It's been a couple of weeks and the planter barrels The Boyfriend got for the front of the house are still intact. I almost hesitate to post about them for fear of jinxing something; I'll check after this is posted and discover that junkies have dug all the plants up, even the big juniper in the back, in a quest for some long-forgotten stash. It's like crazed squirrels digging for a stash of nuts. They say squirrels forget where they bury half their nuts; I suspect the crack addicts forget even their own names. A Handy Tip: they're not in our planters.

I do my best to walk a line between tolerance and territoriality. I know that it's hard to live on the streets, for whatever reason one has come to that. But it's not my job to give people a place to shoot up (and leave their needles in our planters—which makes gardening an interesting proposition) or to defecate, or to take out there aggressions on the begonias, or to store the possibly-stolen goods they'd later sell on 16th Street. I will not be intimidated by someone's vague threats over a broken lamp that had dissappeared from a cache of broken items to sell left under our window.
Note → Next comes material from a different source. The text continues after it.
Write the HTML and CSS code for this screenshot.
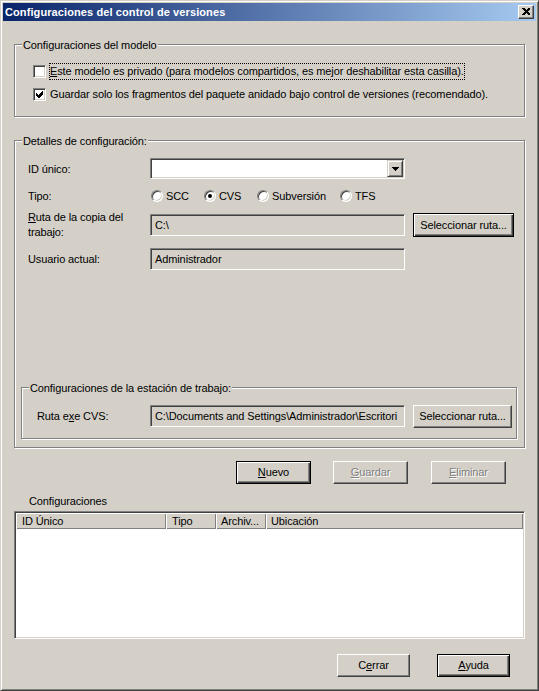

We went to the nursery and asked a nice woman for recommendations on hearty, spiky, unpleasant plants that might keep hands out of them. We were hoping to find something like the Broken Bottle Plant (Sato fracta) or the Annoying Pest flower (Lacrima molestus). She suggested poison oak, and we knew we had met a kindred soul. It's nice working with a nursery that understands questions like, "Will these plants survive when people pee on them?" The Boyfriend did a nice job planting them, but we're trying not to get too attached, as they could go at any time. "Don't name a food animal," we'd remind ourselves.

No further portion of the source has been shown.